Since September 2025, the Federal Reserve has cut interest rates by a total of 0.75%, with the latest move coming on December 10. According to Santiment, crypto saw a positive but modest short-term reaction. The firm notes that the more important move may come after the initial noise fades. 

As fear, uncertainty and forced selling ease, the market could be setting up for the next push higher once “the dust settles.”

The dynamics of Bitcoin price, social volume, and social dominance after the Fed Rate cuts in 2025. Source: Santiment

Retirement Meets Crypto

While crypto struggles to keep momentum, U.S. lawmakers are laying the groundwork for the next wave of institutional adoption. One key debate now is whether to allow cryptocurrencies in 401(k) retirement accounts, the most common way Americans invest for their future. Lowering barriers here could eventually unlock trillions of dollars from U.S. pension and retirement funds for the crypto market, writes Cointelegraph.

For now, however, many industry and labor representatives are pushing back, citing high risk and volatility:

“Unregulated, risky currencies and investments are not where we should put pensions and retirement savings. The wild, wild west is not what we need, whether it’s crypto, AI, or social media,” said Randi Weingarten, the president of AFT, the largest teachers union in the United States. 

AFL-CIO, the largest federation of trade unions in the US, also expressed concerns that cryptocurrencies pose a systemic risk to pension funds.

Even so, attitudes in traditional finance (TradFi) are shifting. Vanguard, the largest manager of retirement savings in the U.S., opened trading of crypto-related ETFs and mutual funds on its retail brokerage platform at the beginning of December 2025. It’s a clear signal that even the most conservative players are adapting to client demand, and there’s still a chance pension funds will meet crypto halfway one day.

From Courtroom to Boardroom: XRP’s Bid for the Top Tier

According to Cryptoslate, XRP ETFs attracted almost $1 billion in inflows in less than a month, making XRP the third most popular crypto asset for ETFs, behind only Bitcoin and Ethereum. Ripple CEO Brad Garlinghouse says much of this capital comes from a new group of “offchain” crypto investors.

Despite its historically divisive reputation in the crypto community, Ripple has likely moved into a central position of being the Wall Street favorite since its historic settlement with the SEC in August 2025. Soon after resolving the lawsuit, the company raised $500 million at a $40 billion valuation, a scale that even many leading blockchain projects struggle to reach.

It has since accelerated the push into traditional finance through ETFs and broader enterprise plays. Following the funding round, Ripple now plans to allocate over $4 billion to its institutional strategy.
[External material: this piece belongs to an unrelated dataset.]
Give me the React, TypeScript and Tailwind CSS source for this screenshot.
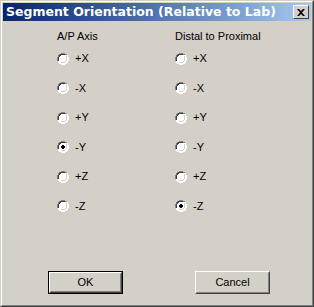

This includes acquiring a brokerage and credit vehicle, issuing and promoting its own USD stablecoin, RLUSD (which passed $1 billion in market cap in early November 2025), and building bank-grade custody and payment rails. As ambitious as it sounds, Ripple has already fulfilled some of its promises, getting approval to open national trust banks together with Circle in the U.S., which will give the consortium a right to manage assets and settle payments within TradFi.

With all this in motion, Ripple is becoming the first “crypto-native” company with its Layer-1 blockchain and a token (albeit not related officially) that has high chances of being widely adopted by Wall Street.

Wall Street Goes On-Chain

One more news from the Wall Street whales: traditional money-market funds and bonds are moving on-chain.

JPMorgan’s $4 trillion asset-management arm launched its first tokenized money-market fund on Ethereum called “My OnChain Net Yield Fund (MONY)”. Fund shares are issued as tokens. Qualified investors can subscribe in either cash or USDC and receive digital tokens in their wallets, turning a money market into an on-chain asset.

This move is framed as a follow-through on the U.S. GENIUS Act, which set clearer rules for dollar-pegged stablecoins and, more broadly, for tokenizing traditional securities. In practice, it creates a bridge between the massive $7.7 trillion U.S. money-market fund sector and the more than $300 billion stablecoin market, bringing regulated yield products closer to crypto.

Broadly, real-world asset (RWA) tokenization has emerged as one of the core institutional themes of 2025. The tokenized RWA market is estimated at over $18 billion as of mid-December 2025, driven by tokenized Treasuries, commodities, credit products and fund shares. BlackRock, Franklin Templeton and JPMorgan are among the main drivers of this trend, with tokenized U.S. Treasuries alone growing more than fivefold in about 15 months and now making up roughly a third of the segment.

After a year of Fed cuts and “high but falling” real rates, institutions seem more comfortable putting dollar yield and liquidity on-chain rather than only through price exposure to Bitcoin and Ethereum. While retail investors still obsess over price levels and sentiment, large players are quietly building positions in tokenized dollars, short-duration yield products, and regulated RWAs.

Today’s Missed Opportunity

The story in front of us now is less about sentimental memories of free Bitcoins in 2011, and more about what investors and institutions choose to ignore in 2025. The real missed opportunity is failing to recognize how small pieces fit together: Bitcoin as the macro asset, ETFs and debates around including crypto in retirement plans, XRP and similar players capturing TradFi, and RWAs as the infrastructure that anchors everything to the traditional system. 

If the trend is still pointing the right way, and the foundations keep getting stronger, the bigger risk is not the occasional bump. It’s looking back a few years from now and realizing you missed recognizing a big change behind just another headline.